Laurence Fleming, himself one of the last children of the Raj, has interviewed a range of people, including veteran BBC India correspondent Mark Tully, about their memories of growing up in India, and arranged the results in two volumes. The first, dealing with the 1920s and 1930s, is arranged by region, starting with the southern Madras presidency and working its way gradually northwards to Bengal and into Assam and Burma.

The second volume covers the events of the war years and the turmoil of Partition, and is arranged chronologically.

What emerges is something quite rare: history written from the point of view of children. As well as history, there is terrific material here for English, and some of the accounts are crying out to be turned into drama.
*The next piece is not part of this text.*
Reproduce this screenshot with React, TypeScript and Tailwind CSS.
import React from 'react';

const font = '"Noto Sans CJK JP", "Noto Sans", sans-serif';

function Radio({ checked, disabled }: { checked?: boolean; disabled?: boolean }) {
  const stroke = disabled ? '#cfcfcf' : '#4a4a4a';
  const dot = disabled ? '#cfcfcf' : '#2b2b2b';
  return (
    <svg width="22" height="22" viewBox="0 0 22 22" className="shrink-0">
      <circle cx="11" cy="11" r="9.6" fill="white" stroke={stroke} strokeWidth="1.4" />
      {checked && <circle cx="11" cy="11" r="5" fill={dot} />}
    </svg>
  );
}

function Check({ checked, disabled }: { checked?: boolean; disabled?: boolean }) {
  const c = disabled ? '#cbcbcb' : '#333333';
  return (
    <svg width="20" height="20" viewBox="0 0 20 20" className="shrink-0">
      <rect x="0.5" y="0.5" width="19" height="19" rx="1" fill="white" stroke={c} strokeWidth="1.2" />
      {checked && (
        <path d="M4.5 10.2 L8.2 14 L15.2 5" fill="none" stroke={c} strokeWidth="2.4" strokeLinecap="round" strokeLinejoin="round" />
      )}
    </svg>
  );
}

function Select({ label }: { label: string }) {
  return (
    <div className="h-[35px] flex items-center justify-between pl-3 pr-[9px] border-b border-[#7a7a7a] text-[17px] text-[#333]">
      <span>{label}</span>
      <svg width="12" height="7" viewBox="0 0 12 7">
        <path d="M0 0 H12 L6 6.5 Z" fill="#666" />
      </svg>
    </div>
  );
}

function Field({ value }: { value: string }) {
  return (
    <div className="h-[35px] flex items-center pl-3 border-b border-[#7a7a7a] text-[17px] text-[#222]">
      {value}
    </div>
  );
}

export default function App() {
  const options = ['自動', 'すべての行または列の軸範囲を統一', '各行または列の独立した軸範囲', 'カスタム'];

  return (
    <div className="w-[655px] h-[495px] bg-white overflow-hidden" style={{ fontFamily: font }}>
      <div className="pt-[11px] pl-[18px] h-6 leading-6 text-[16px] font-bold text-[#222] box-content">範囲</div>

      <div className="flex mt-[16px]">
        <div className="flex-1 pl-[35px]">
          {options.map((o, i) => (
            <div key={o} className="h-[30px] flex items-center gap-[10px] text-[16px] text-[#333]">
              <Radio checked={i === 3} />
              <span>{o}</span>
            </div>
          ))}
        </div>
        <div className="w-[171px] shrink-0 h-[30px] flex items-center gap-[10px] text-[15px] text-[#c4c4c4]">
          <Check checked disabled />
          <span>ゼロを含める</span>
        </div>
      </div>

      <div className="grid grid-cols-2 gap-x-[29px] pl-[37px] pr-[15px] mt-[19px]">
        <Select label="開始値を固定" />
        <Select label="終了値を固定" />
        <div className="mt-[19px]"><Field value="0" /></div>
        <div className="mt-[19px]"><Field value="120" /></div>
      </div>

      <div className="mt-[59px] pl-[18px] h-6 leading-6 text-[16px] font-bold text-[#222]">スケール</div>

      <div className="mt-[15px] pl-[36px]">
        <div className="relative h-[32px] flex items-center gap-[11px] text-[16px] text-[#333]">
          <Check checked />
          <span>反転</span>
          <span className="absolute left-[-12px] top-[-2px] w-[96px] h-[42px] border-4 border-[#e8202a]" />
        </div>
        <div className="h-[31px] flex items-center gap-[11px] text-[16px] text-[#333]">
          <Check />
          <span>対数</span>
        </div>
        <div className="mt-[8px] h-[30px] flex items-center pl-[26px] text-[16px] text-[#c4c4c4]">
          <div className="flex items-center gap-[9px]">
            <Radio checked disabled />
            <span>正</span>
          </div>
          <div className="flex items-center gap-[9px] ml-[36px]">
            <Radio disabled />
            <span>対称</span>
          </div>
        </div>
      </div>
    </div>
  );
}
They come with hindsight, of course, but Fleming has managed, nevertheless, to recapture a child’s-eye view of a world that is difficult for the rest of us to imagine.

Inevitably, there are many tales of delicious meals or special treats, from familiar children’s parties to more exotic railway journeys or rides on elephants. Valerie Thurley, looking back on a horrific rail journey through the bloodshed of Partition, explains the deep impression it left on her, not just because of the bodies, but because in all the tension and confusion no one remembered it was her birthday.

These children were familiar with heartache. There is a sad account of one young man watching his father starve to death: bad food had eroded his internal organs, so he was unable to digest. Many knew the pangs of leaving their parents and everything they knew as they set off for school in the cold, distant England they had to learn to call home. Contrary to many received notions of British India, these children seem to have developed close and warm relations with Indians; one boy become obstinate when told he should speak English rather than Hindustani; another girl, leaving for England, was terrified that her ayah, her Indian nurse, would forget her.

The prejudice that creeps in tends to be the preserve of people newly arrived from England: one Indian-bred newlywed was abruptly told by her English husband to drop all social contacts with Indians. Racial prejudice extended to Anglo-Indians, as Eurasians preferred to be called. One account tells of a young officer being asked to leave a club dance because his companion was Anglo-Indian. To their credit, his brother officers were outraged and left too.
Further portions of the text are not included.